Wolfe and Pittenger on Disney and Good faith

Wolfe and Pittenger on Disney and Good faith


In its June 8, 2006 opinion in In Re The Walt Disney Company Derivative Litigation, the Delaware Supreme Court affirmed the Delaware Court of Chancery’s determination that Disney’s directors had not breached their fiduciary duties in connection with the hiring or termination of Michael Ovitz as President of The Walt Disney Company. Analyzing the case, Donald J. Wolfe, Jr. and Michael A. Pittenger write:
 
     The Disney litigation involved a derivative suit against Disney’s directors and officers for damages allegedly arising out of the 1995 hiring and the 1996 termination of Michael Ovitz as Disney’s President. Ovitz was employed by Disney for little more than a year before he was terminated. The termination resulted in a non-fault termination payment to Ovitz under his employment contract and the immediate vesting of stock options–termination benefits collectively valued at approximately $140 million. The shareholder plaintiffs alleged that Disney’s directors had breached their fiduciary duties both in approving Ovitz’s employment agreement and in later allowing the payment of the nonfault termination benefits.
 
     In 2003, the Court of Chancery had declined to dismiss an amended complaint filed by plaintiffs, finding that the amended complaint adequately alleged facts that, if true, might be sufficient to overcome the presumptions of the business judgment rule by calling into question the good faith of Disney’s directors in making the challenged decisions. The matter proceeded to a lengthy trial, after which Chancellor Chandler concluded in a 175 page post-trial opinion that plaintiffs had failed to prove their claims. The trial court entered judgment in favor of defendants on all counts.
 
     The Delaware Supreme Court affirmed the decision, finding that “the Chancellor’s factual findings and legal rulings were correct and not erroneous in any respect.” With respect to the hiring of Ovitz and the approval of his employment agreement, the Supreme Court held that the Court of Chancery had a sufficient evidentiary basis from which to conclude, and had properly ruled, that the defendants had not breached their fiduciary duty of care and had not acted in bad faith.

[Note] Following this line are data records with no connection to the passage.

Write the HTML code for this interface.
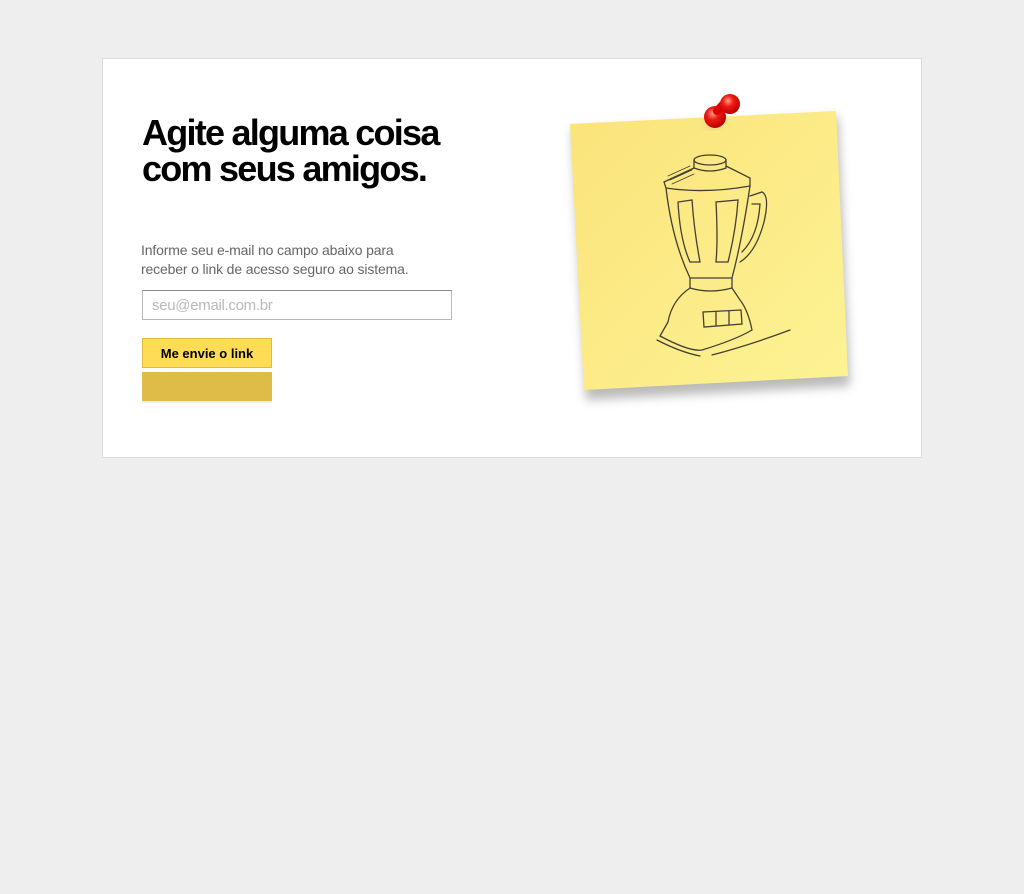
<!DOCTYPE html>
<html><head><meta charset="utf-8"><style>
html,body{margin:0;padding:0;background:#eeeeee;width:1024px;height:894px;overflow:hidden;font-family:"Liberation Sans",Arial,sans-serif}
.card{position:absolute;left:102px;top:58px;width:818px;height:398px;background:#fff;border:1px solid #dcdcdc}
h1{position:absolute;left:142px;top:115px;margin:0;font-size:36px;line-height:36px;font-weight:bold;letter-spacing:-1.75px;color:#000}
p{position:absolute;left:141px;top:241px;margin:0;font-size:14px;line-height:19px;color:#666;letter-spacing:-0.15px}
.in{position:absolute;left:142px;top:290px;width:308px;height:28px;border:1px solid #b8b8b8;border-top-color:#8a8a8a;box-sizing:content-box}
.in span{position:absolute;left:9px;top:6px;font-size:15px;color:#b9b9b9;letter-spacing:-0.3px}
.b1{position:absolute;left:142px;top:338px;width:128px;height:28px;background:#ffdc55;border:1px solid #e0bb3a;font-size:13px;font-weight:bold;text-align:center;line-height:29px;color:#000}
.b2{position:absolute;left:142px;top:372px;width:130px;height:29px;background:#dfbc47;box-shadow:0 2px 0 #eee}
</style></head><body>
<div class="card"></div>
<h1>Agite alguma coisa<br>com seus amigos.</h1>
<p>Informe seu e-mail no campo abaixo para<br>receber o link de acesso seguro ao sistema.</p>
<div class="in"><span>seu@email.com.br</span></div>
<div class="b1">Me envie o link</div>
<div class="b2"></div>
<svg style="position:absolute;left:0;top:0" width="1024" height="894">
<defs>
<filter id="sh" x="-20%" y="-20%" width="140%" height="140%"><feGaussianBlur stdDeviation="5"/></filter>
<linearGradient id="g" x1="0" y1="0" x2="1" y2="1"><stop offset="0" stop-color="#fbe37a"/><stop offset="1" stop-color="#fcf394"/></linearGradient>
<radialGradient id="pin" cx="0.4" cy="0.35" r="0.7"><stop offset="0" stop-color="#ff9a8a"/><stop offset="0.4" stop-color="#ee1a10"/><stop offset="1" stop-color="#b00000"/></radialGradient>
</defs>
<polygon points="572,130 838,117 850,386 586,400" fill="#777" opacity="0.5" filter="url(#sh)"/>
<polygon points="570,124 836,111 848,376 584,390" fill="url(#g)"/>
<g fill="none" stroke="#222" stroke-width="1.3" stroke-linecap="round" opacity="0.85">
<ellipse cx="710" cy="160" rx="16" ry="5"/>
<path d="M694,160 L694,168 Q710,174 726,168 L726,160"/>
<path d="M694,168 L664,182 L666,188 Q705,194 750,186 L750,178 L726,166"/>
<path d="M666,188 Q672,240 690,278 L732,278 Q742,240 750,186"/>
<path d="M750,196 L762,192 Q770,196 764,222 Q756,252 740,262"/>
<path d="M752,204 L760,204 Q758,236 742,252"/>
<path d="M678,202 Q680,240 690,262 L700,262 Q694,230 692,200 Z"/>
<path d="M716,202 Q718,240 716,262 L728,262 Q736,230 738,200 Z"/>
<path d="M690,278 L690,288 Q710,294 732,288 L732,278"/>
<path d="M690,288 Q672,300 668,322 L660,336 Q690,352 702,350 Q735,340 752,330 Q748,310 740,300 L732,288"/>
<path d="M703,312 L741,310 L742,324 L704,327 Z M716,312 L716,326 M729,311 L729,325"/>
<path d="M657,340 Q680,352 700,356 M712,355 Q750,345 790,330"/>
<path d="M668,176 L690,166 M670,180 L692,170 M672,184 L694,174" stroke-width="0.8"/>
</g>
<ellipse cx="712" cy="125" rx="8" ry="4" fill="#c99" opacity="0.4" filter="url(#sh)"/>
<path d="M713,126 L705,114" stroke="#a00" stroke-width="2"/>
<circle cx="715" cy="117" r="11" fill="url(#pin)"/>
<path d="M717,111 L726,101" stroke="#d00" stroke-width="8" stroke-linecap="round"/>
<circle cx="730" cy="104" r="10" fill="url(#pin)"/>
</svg>
</body></html>
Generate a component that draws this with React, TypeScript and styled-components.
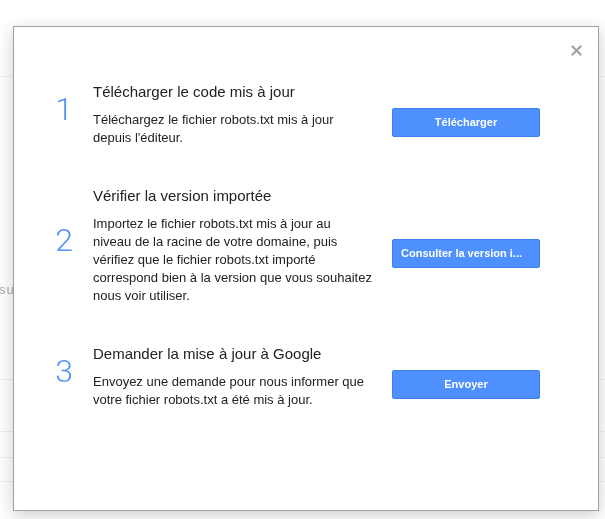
import React from "react";
import styled, { createGlobalStyle } from "styled-components";

const GlobalStyle = createGlobalStyle`
  html, body {
    margin: 0;
    padding: 0;
    background: #ffffff;
    font-family: "Liberation Sans", Arial, sans-serif;
  }
  * { box-sizing: border-box; }
`;

const Page = styled.div`
  width: 605px;
  height: 519px;
  overflow: hidden;
  background: #fff;
`;

const TopBar = styled.div`
  height: 77px;
  border-bottom: 1px solid #f0f0f0;
`;

const Summary = styled.div`
  margin-top: 204px;
  margin-left: -1px;
  font-size: 13px;
  line-height: 18px;
  color: #b0b0b0;
  letter-spacing: 1px;
`;

const Rows = styled.div`
  margin-top: 80px;
  display: flex;
  flex-direction: column;
`;

const Row = styled.div<{ $h: number }>`
  height: ${(p) => p.$h}px;
  border-top: 1px solid #efefef;
`;

const Overlay = styled.div`
  position: fixed;
  inset: 0;
  padding: 26px 0 0 13px;
`;

const Dialog = styled.div`
  position: relative;
  width: 586px;
  height: 485px;
  background: #fff;
  border: 1px solid #a0a0a0;
  box-shadow: 0 4px 16px rgba(0, 0, 0, 0.2);
  padding: 55px 0 0 30px;
`;

const Close = styled.button`
  position: absolute;
  top: 18px;
  right: 16px;
  width: 11px;
  height: 11px;
  padding: 0;
  border: 0;
  background: transparent;
  display: flex;
  align-items: center;
  justify-content: center;
  cursor: pointer;
`;

const Steps = styled.div`
  display: flex;
  flex-direction: column;
  gap: 39px;
`;

const Step = styled.div`
  display: grid;
  grid-template-columns: 40px 290px 148px;
  grid-template-rows: auto auto;
  column-gap: 9px;
  row-gap: 9px;
`;

const Num = styled.div`
  grid-column: 1;
  grid-row: 1 / span 2;
  align-self: center;
  margin-bottom: 11px;
  text-align: center;
  font-family: Roboto, "Liberation Sans", Arial, sans-serif;
  font-weight: 300;
  font-size: 32px;
  line-height: 32px;
  color: #5393f6;
`;

const Title = styled.div`
  grid-column: 2;
  grid-row: 1;
  font-size: 15px;
  line-height: 20px;
  color: #222;
  white-space: nowrap;
`;

const Body = styled.div`
  grid-column: 2;
  grid-row: 2;
  font-size: 13px;
  line-height: 18px;
  color: #222;
  white-space: nowrap;
`;

const Action = styled.button<{ $truncated?: boolean }>`
  grid-column: 3;
  grid-row: 1 / span 2;
  align-self: center;
  margin-top: 16px;
  height: 29px;
  width: 148px;
  padding: 0 8px;
  background: #4d90fe;
  border: 1px solid #3b82f0;
  border-radius: 2px;
  color: #fff;
  font-family: "Liberation Sans", Arial, sans-serif;
  font-weight: bold;
  font-size: 11px;
  line-height: 27px;
  text-align: ${(p) => (p.$truncated ? "left" : "center")};
  white-space: nowrap;
  overflow: hidden;
  cursor: pointer;
`;

type StepData = {
  n: string;
  title: string;
  lines: string[];
  action: string;
  full: string;
};

const steps: StepData[] = [
  {
    n: "1",
    title: "Télécharger le code mis à jour",
    lines: ["Téléchargez le fichier robots.txt mis à jour", "depuis l'éditeur."],
    action: "Télécharger",
    full: "Télécharger",
  },
  {
    n: "2",
    title: "Vérifier la version importée",
    lines: [
      "Importez le fichier robots.txt mis à jour au",
      "niveau de la racine de votre domaine, puis",
      "vérifiez que le fichier robots.txt importé",
      "correspond bien à la version que vous souhaitez",
      "nous voir utiliser.",
    ],
    action: "Consulter la version i...",
    full: "Consulter la version importée",
  },
  {
    n: "3",
    title: "Demander la mise à jour à Google",
    lines: [
      "Envoyez une demande pour nous informer que",
      "votre fichier robots.txt a été mis à jour.",
    ],
    action: "Envoyer",
    full: "Envoyer",
  },
];

export default function App() {
  return (
    <>
      <GlobalStyle />
      <Page>
        <TopBar />
        <Summary>su</Summary>
        <Rows>
          <Row $h={52} />
          <Row $h={26} />
          <Row $h={24} />
          <Row $h={24} />
        </Rows>
      </Page>
      <Overlay>
        <Dialog>
          <Close aria-label="Fermer">
            <svg width="11" height="11" viewBox="0 0 11 11">
              <path d="M1.5 1.5 L9.5 9.5 M9.5 1.5 L1.5 9.5" stroke="#a0a0a0" strokeWidth="2" strokeLinecap="square" />
            </svg>
          </Close>
          <Steps>
            {steps.map((s) => (
              <Step key={s.n}>
                <Num>{s.n}</Num>
                <Title>{s.title}</Title>
                <Body>
                  {s.lines.map((l, i) => (
                    <React.Fragment key={i}>
                      {l}
                      {i < s.lines.length - 1 && <br />}
                    </React.Fragment>
                  ))}
                </Body>
                <Action title={s.full} $truncated={s.action !== s.full}>
                  {s.action}
                </Action>
              </Step>
            ))}
          </Steps>
        </Dialog>
      </Overlay>
    </>
  );
}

As to the ensuing no-fault termination of Ovitz and the resulting termination benefits pursuant to his employment agreement, the Supreme Court affirmed the trial court’s holdings that the full board did not (and was not required to) approve Ovitz’s termination, that Michael Eisner, Disney’s CEO, had authorized the termination, and that neither Eisner nor Sanford Litvack, Disney’s General Counsel, had breached his duty of care or acted in bad faith in connection with the termination.